Slingsby (bless him, and all due respect to the man for a set of exceptional maps) claims that the path linking Middelberg to the next valley on was “old and faint”…we were up for that challenge, and fought our way fairly valiantly down a very steep section of burnt out fynbos, legs covered in soot and scratches by the time we hit the valley floor.
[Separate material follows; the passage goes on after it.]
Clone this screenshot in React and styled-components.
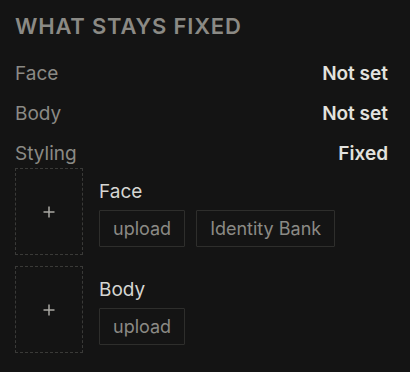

We set off in search of the path through a solid wall of fynbos…and I mean solid. Thorny, scratchy, nasty, whipping, spiky, bastard, f*%&ing fynbos. It just came at us from all sides – in our faces, slapping our battered, bloodied legs and eliciting the foulest language ever heard in those parts – of that I have no doubt. We crossed the river a few times (choked with typhus and some other invasive shite), slipped, cracked skulls, twisted ankles, had some more branches whip and slash our raw legs…we tried scrambling over to the other side of the valley which looked cleared and more walkable. It wasn’t. So back over the river….
Eventually we met up with a decent path – the one that goes up, up and up to the saddle to take us back home. One final hot ascent, and then a long, dry descent and we were home….battered, bloodied, bruised and looking like something out of Platoon. It really felt as though the mountain didn’t want us on board that day and she was doing everything in her power to chew us up and spit us out.
I have had so many conversations in my head (some out loud) about those two tricky, testing days last week. Long and short of it, I am grateful for the adventure and the pain (retrospectively anyway). I like that I am being pushed – sometimes to my limits, getting far out of my comfort zone, getting angry, then just pushing through and buggering on. And getting stronger through it all.
What doesn’t kill us makes us stronger – and why on earth would one want to whittle away a day sipping cocktails by a pool anyway?!
But struggling and suffering, as I now saw it, were the essence of a life worth living. If you’re not pushing yourself beyond the comfort zone, if you’re not constantly demanding more from yourself—expanding and learning as you go—you’re choosing a numb existence. You’re denying yourself an extraordinary trip.